A municipal planning committee gave preliminary approval Monday for the construction of nearly 1,000 new housing units for Israelis in East Jerusalem, a da y before a planned meeting in Washington between the president of Israel, Shimon Peres, and President Barak Obama.

What was Omitted? Palestinian Murder and Rockets

While the IHT made sure to give prominent coverage to stories of  Palestinians living under the thumb of Israelis and Israeli settlement construction “strain[ing] Israeli-American relations,” it completely ignored two breaking news events — both of which involved Palestinians perpetrators.
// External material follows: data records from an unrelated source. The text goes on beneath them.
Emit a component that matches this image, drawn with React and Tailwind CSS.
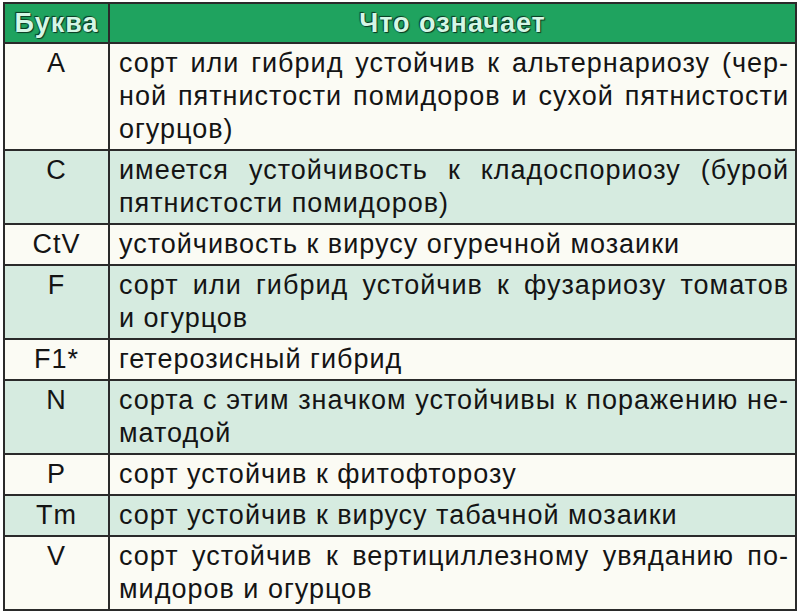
import React from "react";

const rows = [
  { k: "A", lines: ["сорт или гибрид устойчив к альтернариозу (чер-", "ной пятнистости помидоров и сухой пятнистости", "огурцов)"], mint: false },
  { k: "C", lines: ["имеется устойчивость к  кладоспориозу (бурой", "пятнистости помидоров)"], mint: true },
  { k: "CtV", lines: ["устойчивость к вирусу огуречной мозаики"], mint: false },
  { k: "F", lines: ["сорт или гибрид устойчив к фузариозу томатов", "и огурцов"], mint: true },
  { k: "F1*", lines: ["гетерозисный гибрид"], mint: false },
  { k: "N", lines: ["сорта с этим значком устойчивы к поражению не-", "матодой"], mint: true },
  { k: "P", lines: ["сорт устойчив к фитофторозу"], mint: false },
  { k: "Tm", lines: ["сорт устойчив к вирусу табачной мозаики"], mint: true },
  { k: "V", lines: ["сорт устойчив к вертициллезному увяданию по-", "мидоров и огурцов"], mint: false },
];

const headStyle = "font-bold text-[27px] tracking-[1px] leading-[36px] text-[#d4f7e6] [text-shadow:0_0_1px_#0b3a22,1px_1px_1px_#0b3a22,-1px_-1px_1px_#0b3a22]";

export default function App() {
  return (
    <div className="w-[800px] h-[611px] bg-white pt-[2px] pl-[3px] [font-family:Liberation_Sans,Arial,sans-serif] text-[#141414]">
      <div className="w-[794px] border-2 border-[#2a2a2a] flex flex-col">
        <div className="flex bg-[#1fa35f] border-b-2 border-[#2a2a2a] h-[40px]">
          <div className={"w-[105px] shrink-0 border-r-2 border-[#2a2a2a] flex items-center justify-center " + headStyle}>Буква</div>
          <div className={"flex-1 flex items-center justify-center " + headStyle}>Что означает</div>
        </div>
        {rows.map((r, i) => (
          <div
            key={r.k}
            className={
              "flex " +
              (i < rows.length - 1 ? "border-b-2 border-[#2a2a2a] " : "") +
              (r.mint ? "bg-[#d6ebe0]" : "bg-[#fbfbf4]")
            }
          >
            <div className="w-[105px] shrink-0 border-r-2 border-[#2a2a2a] text-center text-[27px] tracking-[1px] leading-[33px] pt-[3px]">
              {r.k}
            </div>
            <div className="flex-1 min-w-0 pl-[9px] pr-[6px] pt-[3px] pb-[3px] text-[27px] tracking-[1px] leading-[33px]">
              {r.lines.map((l, j) =>
                j < r.lines.length - 1 ? (
                  <div key={j} className="text-justify [text-align-last:justify] whitespace-nowrap">
                    {l}
                  </div>
                ) : (
                  <div key={j} className="whitespace-pre">
                    {l}
                  </div>
                )
              )}
            </div>
          </div>
        ))}
      </div>
    </div>
  );
}
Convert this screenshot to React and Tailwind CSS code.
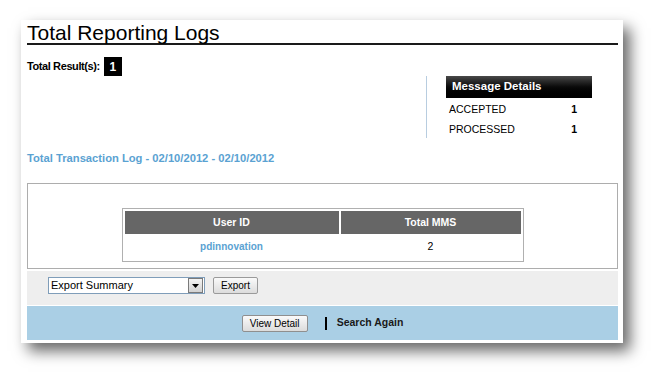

What was missing from the the Tribune‘s coverage?
 
Yesterday, Israeli actor, director and political activist Juliana Mer-Khamis was gunned down in Jenin, where he lived and opened a theater in 2006. He was a well-known figure, born in Israel to a Jewish mother and an Israeli Arab father, whose famous documentary, Arna’s Children, was reviewed by the New York Times in 2004.

In other major breaking news ignored by the Tribune, Gaza engineer Dirar Abu Sisi was indicted on several charges, including terror activity, conspiring to commit a crime and murder. He is accused of helping Hamas improve its rockets and expanding their range from six kilometers to 22 kilometers. It’s not that the Tribune is not interested in Abu Sisa’s story. On the contrary, on March 12, it published an article by Fares Akram describing the man’s apparent kidnapping by the Mossad, whisked off a train in the Ukraine where he was seeking citizenship.

Both of these stories broke yesterday, well before any Tribune deadlines, so the failure to include them cannot be attributed to timing. In fact, the New York Times/IHT Web site, posted articles about these events yesterday (here and here). But editors of the print edition of the International Herald Tribune decided consciously or not, that stories implicating Palestinians in violence are unworthy of coverage, and expunged them. The New York Times, which owns the IHT, holds ultimate responsibility for today’s sanitized “news.”